Отличия в восприятии нашей страны в разные эпохи проявляется также в вариантах перевода фразы «большинство нашего населения сознательно и давно перестало верить сказкам о боге». М. Гинзбург сочетает синтаксическую и категориально-морфологическую трансформацию, расширяет текст перевода: «Most of our population is intelligent and enlightened, and has long ceased to believe the fairy tales about God» [Bulgakov, 1967]. В ее интерпретации население советской России позиционирует себя перед иностранными туристами как превосходящее по уровню развития общество и культура, более просветленное (intelligent and enlightened). Можно предположить, что на выбор переводчика повлияло стремление советского правительства всеми возможными способами убедить западный мир в правильности выбранного пути развития, ведущего в светлое будущее. В варианте Х. Эплина данный оттенок значения отсутствует.

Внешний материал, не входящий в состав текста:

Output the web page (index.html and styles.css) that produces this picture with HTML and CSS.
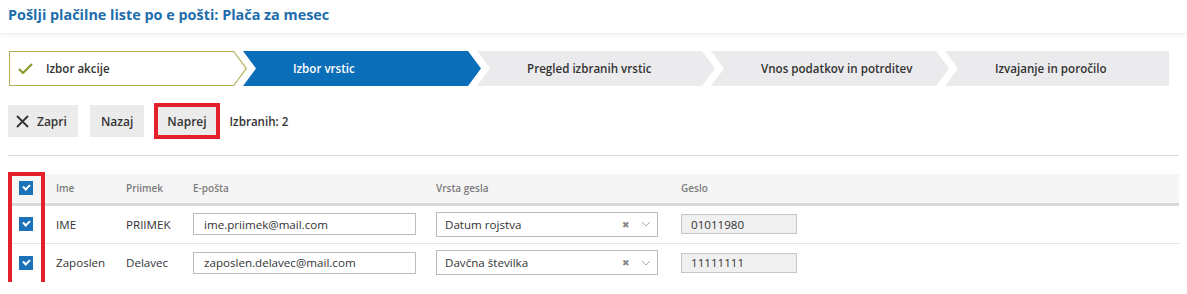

3. Подводя итог дискуссии, Воланд говорит: «Имейте в виду, что Иисус существовал.» / … «просто он существовал, и больше ничего». «Но требуется же какое-нибудь доказательство...» – начал Берлиоз. «И доказательств никаких не требуется», – ответил профессор … [Булгаков, 1994, с. 18].

Слова Воланда соответствуют библейскому догмату: существование Иисуса Христа принимается за истину, которая не нуждается в подтверждении. Бог обретается и познается только через веру. Эта идея очень точно отражена в обоих вариантах перевода:

(1) «“Bear it in mind that Jesus did exist.” / … “He simply existed, that is all.” “But there must be some proof…” began Berlioz. “There is no need for proof, either,” answered the professor … » [Bulgakov, 1967].

(2) «“And keep in mind that Jesus existed.” / … “simply he existed, and that s all there is to it.” “But some sort of proof is required,” began Berlioz. “And no proofs are required,” replied the Professor … » [Bulgakov, 2008].